Replacing human models with artificial ones is not simply a creative decision. It is a labour decision. Karl Marx warned that when labour becomes abstract, the worker becomes invisible. In fashion advertising, the worker may now vanish entirely, replaced by an image that looks human but holds no rights.
What Women in Fashion Are Actually Saying
It is important to note that most models are not rejecting technology outright. Many are asking for rules, transparency and consent.
Arizona Muse, now an environmental campaigner, has argued that innovation must remain accountable. “Fashion can lead change,” she has said, “but not by forgetting the people who built it”. Some models are exploring digital twins, licensed virtual versions of themselves created with consent and contracts. This approach allows women to retain control over their image while participating in new technology. This reflects the ethical principle articulated by Kant, who insisted that people should never be treated merely as a means. A consensual digital replica is collaboration. A synthetic body trained on scraped images is commodification.
The Psychological Impact on Audiences
The ethical debate does not end with labour. It extends to the people consuming fashion imagery. For decades, women have been told that beauty is something to chase. AI generated models raise the stakes by presenting bodies that are literally unattainable.
Cindy Crawford famously said, “Even I do not look like Cindy Crawford”. In an era of artificial models, no one ever will. For young women scrolling through campaigns and social feeds, the line between real and artificial is often invisible. The comparison is unavoidable and unwinnable. Jean Baudrillard wrote about a world where representations replace reality. Fashion advertising may now be entering that phase, where the image no longer reflects the human but replaces it.
Transparency as an Ethical Minimum
If artificial intelligence is to remain part of fashion advertising, ethical standards must evolve quickly. Many industry observers argue for basic principles. Audiences should be told when an image is AI created. Consent should be mandatory when human likeness informs artificial models. Human labour should be prioritised, not quietly displaced. Economic value should be shared with the people whose work trains these systems. Ethics, as philosopher Paul Ricoeur wrote, is about living well with and for others within fair institutions. Fashion will not be judged by how realistic its artificial models appear, but by how responsibly they are used.

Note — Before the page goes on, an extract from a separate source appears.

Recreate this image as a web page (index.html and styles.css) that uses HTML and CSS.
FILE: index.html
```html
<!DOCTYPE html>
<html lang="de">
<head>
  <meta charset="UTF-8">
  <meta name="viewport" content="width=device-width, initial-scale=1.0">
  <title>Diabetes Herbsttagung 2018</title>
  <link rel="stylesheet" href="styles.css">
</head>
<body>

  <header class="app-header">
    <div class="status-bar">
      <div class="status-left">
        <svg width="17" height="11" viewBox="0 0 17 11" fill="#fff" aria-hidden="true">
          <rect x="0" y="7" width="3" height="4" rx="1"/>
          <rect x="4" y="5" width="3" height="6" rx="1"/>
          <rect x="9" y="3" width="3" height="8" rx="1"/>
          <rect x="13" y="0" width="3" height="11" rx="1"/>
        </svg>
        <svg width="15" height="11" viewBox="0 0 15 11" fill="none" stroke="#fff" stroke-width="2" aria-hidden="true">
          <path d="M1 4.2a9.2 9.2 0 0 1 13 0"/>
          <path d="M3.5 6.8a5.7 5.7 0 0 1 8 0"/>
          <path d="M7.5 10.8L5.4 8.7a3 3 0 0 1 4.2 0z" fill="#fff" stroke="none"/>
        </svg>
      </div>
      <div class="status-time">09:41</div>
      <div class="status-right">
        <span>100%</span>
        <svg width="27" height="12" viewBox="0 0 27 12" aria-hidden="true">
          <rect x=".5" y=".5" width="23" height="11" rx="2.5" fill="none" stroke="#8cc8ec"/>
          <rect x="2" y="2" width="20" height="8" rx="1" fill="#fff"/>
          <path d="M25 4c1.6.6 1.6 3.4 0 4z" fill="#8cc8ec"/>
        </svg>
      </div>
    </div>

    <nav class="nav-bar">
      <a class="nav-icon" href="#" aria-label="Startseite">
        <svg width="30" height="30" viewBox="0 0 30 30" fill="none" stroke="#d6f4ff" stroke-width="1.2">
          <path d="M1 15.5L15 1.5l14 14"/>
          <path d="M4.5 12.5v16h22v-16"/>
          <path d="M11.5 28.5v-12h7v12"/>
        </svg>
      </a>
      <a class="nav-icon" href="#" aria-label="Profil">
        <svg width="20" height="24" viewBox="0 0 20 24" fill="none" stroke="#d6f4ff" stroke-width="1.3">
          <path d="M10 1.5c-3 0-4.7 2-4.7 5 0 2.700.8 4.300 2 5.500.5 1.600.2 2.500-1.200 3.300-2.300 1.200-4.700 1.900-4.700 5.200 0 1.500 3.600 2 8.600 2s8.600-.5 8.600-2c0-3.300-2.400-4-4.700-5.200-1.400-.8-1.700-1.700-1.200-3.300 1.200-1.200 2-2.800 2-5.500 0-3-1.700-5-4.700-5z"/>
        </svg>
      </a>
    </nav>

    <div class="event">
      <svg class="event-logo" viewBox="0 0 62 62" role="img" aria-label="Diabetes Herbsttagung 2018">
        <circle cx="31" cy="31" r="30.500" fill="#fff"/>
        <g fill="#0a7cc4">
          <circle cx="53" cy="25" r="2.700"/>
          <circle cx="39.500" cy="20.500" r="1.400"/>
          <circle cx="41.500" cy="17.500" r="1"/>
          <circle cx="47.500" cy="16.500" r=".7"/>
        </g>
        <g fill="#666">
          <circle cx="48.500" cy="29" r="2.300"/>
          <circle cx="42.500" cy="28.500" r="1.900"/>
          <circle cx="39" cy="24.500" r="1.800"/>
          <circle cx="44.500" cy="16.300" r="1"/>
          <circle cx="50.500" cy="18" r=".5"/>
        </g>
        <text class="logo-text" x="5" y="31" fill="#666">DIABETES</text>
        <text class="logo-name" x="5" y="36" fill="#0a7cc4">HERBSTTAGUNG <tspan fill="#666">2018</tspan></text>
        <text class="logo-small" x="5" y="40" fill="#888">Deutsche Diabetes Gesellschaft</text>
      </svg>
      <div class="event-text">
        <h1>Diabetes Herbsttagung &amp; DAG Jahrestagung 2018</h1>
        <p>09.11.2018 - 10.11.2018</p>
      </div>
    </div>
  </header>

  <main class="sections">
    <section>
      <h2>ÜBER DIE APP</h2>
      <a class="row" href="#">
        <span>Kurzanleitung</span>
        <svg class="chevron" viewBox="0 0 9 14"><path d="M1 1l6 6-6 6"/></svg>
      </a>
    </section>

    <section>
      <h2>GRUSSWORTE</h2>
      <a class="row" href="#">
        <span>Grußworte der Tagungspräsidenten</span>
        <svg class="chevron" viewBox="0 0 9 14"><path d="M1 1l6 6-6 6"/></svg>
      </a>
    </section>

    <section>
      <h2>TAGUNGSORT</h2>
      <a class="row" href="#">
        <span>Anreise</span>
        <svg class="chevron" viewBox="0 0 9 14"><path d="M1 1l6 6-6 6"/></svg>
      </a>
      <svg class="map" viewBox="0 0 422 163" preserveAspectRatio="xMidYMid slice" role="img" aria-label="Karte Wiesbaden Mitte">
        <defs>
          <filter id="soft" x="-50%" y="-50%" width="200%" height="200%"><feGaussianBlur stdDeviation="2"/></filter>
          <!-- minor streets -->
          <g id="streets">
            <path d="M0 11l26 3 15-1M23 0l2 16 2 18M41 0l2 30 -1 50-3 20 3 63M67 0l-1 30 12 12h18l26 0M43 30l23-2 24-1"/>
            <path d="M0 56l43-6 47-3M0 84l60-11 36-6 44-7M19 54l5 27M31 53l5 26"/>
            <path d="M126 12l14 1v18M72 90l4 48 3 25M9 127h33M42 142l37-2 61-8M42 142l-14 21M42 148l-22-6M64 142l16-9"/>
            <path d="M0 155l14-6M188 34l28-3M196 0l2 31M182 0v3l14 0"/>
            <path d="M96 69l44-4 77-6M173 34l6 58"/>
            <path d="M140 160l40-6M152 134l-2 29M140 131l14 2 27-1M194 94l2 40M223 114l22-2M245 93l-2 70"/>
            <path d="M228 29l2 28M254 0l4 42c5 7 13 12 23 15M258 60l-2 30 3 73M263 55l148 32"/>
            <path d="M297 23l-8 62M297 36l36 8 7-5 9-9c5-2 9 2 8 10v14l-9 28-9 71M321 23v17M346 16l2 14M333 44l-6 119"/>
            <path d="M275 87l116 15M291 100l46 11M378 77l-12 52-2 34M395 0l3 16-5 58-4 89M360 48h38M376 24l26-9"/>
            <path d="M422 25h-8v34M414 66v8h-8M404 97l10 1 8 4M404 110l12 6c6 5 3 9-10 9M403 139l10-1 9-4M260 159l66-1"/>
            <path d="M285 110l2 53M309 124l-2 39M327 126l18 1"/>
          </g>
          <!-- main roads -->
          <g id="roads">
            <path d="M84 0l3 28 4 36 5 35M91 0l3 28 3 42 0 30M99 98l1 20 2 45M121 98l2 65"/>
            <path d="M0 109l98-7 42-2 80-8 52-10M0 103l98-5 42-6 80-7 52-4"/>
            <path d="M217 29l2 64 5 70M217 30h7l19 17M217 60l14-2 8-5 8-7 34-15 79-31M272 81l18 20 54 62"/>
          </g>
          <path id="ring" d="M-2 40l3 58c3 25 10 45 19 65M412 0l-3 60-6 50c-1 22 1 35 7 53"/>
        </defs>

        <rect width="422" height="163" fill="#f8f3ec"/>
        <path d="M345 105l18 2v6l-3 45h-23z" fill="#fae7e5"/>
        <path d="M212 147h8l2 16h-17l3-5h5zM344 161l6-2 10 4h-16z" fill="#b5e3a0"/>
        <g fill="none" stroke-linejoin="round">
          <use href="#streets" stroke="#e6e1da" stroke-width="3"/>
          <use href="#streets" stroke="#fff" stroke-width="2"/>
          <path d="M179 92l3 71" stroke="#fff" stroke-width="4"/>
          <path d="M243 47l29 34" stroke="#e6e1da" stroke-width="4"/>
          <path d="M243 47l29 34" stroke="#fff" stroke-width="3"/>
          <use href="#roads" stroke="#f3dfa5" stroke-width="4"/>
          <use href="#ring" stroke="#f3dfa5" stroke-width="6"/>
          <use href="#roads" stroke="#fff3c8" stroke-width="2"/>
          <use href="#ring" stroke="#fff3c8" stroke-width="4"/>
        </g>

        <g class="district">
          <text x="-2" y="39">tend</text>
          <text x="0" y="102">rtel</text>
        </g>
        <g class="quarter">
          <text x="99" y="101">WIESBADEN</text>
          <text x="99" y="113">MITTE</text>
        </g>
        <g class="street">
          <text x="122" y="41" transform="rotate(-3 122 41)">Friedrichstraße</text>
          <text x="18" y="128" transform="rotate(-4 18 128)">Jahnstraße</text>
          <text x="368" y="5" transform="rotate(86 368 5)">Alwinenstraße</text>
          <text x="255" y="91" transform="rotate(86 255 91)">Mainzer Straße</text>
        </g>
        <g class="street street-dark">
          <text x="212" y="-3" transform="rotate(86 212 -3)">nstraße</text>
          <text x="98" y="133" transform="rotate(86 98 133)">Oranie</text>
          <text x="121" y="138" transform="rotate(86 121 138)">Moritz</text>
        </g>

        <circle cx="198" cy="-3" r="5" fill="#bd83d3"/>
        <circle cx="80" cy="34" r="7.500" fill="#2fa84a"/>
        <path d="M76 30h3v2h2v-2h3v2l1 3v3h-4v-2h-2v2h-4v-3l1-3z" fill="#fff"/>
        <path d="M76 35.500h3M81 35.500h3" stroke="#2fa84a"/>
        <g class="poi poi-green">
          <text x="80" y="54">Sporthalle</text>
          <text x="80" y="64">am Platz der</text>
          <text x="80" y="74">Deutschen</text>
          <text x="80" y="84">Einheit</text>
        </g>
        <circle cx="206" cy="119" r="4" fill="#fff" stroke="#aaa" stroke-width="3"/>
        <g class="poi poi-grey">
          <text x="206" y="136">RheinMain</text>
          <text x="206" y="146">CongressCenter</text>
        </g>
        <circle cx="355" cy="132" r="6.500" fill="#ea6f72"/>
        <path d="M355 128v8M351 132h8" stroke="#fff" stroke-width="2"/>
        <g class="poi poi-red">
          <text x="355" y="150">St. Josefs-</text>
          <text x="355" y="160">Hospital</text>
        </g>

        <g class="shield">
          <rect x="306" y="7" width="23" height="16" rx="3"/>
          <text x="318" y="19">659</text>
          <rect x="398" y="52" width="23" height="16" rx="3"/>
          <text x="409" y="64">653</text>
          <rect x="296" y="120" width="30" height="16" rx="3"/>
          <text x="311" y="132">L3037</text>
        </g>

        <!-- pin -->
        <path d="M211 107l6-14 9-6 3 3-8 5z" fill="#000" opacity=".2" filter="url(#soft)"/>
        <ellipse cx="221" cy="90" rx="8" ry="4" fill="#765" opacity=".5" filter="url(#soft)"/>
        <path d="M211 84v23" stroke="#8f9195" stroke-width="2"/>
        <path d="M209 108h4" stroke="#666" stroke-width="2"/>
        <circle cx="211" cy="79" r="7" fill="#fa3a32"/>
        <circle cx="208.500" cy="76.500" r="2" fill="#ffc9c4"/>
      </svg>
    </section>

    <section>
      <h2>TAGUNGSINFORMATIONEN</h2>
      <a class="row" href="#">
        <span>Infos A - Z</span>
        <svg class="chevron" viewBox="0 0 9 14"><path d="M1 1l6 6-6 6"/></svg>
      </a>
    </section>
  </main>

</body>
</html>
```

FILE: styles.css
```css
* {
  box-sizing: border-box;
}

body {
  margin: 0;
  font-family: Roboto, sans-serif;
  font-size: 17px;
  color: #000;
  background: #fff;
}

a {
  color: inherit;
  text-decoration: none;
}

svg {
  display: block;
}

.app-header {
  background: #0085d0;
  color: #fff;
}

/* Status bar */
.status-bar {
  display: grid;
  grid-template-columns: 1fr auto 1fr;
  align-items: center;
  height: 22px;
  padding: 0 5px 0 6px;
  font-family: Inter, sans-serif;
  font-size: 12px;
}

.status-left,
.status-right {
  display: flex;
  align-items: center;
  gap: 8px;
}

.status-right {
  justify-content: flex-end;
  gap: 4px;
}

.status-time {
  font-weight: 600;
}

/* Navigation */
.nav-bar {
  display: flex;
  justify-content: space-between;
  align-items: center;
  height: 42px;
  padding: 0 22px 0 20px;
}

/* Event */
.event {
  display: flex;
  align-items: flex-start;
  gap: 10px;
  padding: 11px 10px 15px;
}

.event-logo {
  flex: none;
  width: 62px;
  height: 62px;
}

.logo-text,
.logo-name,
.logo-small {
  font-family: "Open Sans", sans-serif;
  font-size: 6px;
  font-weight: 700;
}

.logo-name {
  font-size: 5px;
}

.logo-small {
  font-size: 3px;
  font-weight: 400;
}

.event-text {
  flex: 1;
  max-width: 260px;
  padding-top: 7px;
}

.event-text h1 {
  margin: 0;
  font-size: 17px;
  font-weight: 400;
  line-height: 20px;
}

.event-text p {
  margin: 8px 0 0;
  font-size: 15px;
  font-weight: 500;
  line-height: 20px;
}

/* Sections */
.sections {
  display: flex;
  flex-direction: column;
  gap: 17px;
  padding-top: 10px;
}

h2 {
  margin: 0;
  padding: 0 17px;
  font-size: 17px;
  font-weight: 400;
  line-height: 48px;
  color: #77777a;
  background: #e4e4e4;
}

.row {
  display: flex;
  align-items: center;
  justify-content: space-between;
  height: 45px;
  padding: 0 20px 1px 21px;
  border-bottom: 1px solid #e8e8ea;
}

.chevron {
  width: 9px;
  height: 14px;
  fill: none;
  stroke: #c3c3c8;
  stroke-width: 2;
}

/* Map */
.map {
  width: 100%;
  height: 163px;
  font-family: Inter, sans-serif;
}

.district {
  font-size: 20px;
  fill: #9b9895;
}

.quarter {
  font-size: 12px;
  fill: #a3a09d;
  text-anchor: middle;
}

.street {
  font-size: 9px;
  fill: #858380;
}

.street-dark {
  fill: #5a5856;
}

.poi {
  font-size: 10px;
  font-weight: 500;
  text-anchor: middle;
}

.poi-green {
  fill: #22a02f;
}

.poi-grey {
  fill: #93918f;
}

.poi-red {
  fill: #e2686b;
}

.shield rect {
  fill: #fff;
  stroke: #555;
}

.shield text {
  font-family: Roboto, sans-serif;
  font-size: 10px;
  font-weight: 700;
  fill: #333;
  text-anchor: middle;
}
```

Who Gets to Be Seen in the Future of Fashion
Fashion has always shaped ideas about worth, desirability and belonging. Artificial intelligence now plays a role in deciding which bodies are visible and which are optional. The question is not whether AI models are impressive. They are. The question is whether an industry built on women’s creativity, presence and labour can justify replacing them with perfected simulations. Naomi Campbell once said, “Diversity is not a moment. It is a movement.” A movement, crucially, requires people. As fashion steps further into the age of artificial imagery, it faces a choice. Artificial intelligence can amplify women’s voices, protect their rights and expand representation. Or it can quietly erase them behind flawless faces that never speak. The future of fashion advertising will be defined not by technology alone, but by whose humanity it chooses to preserve.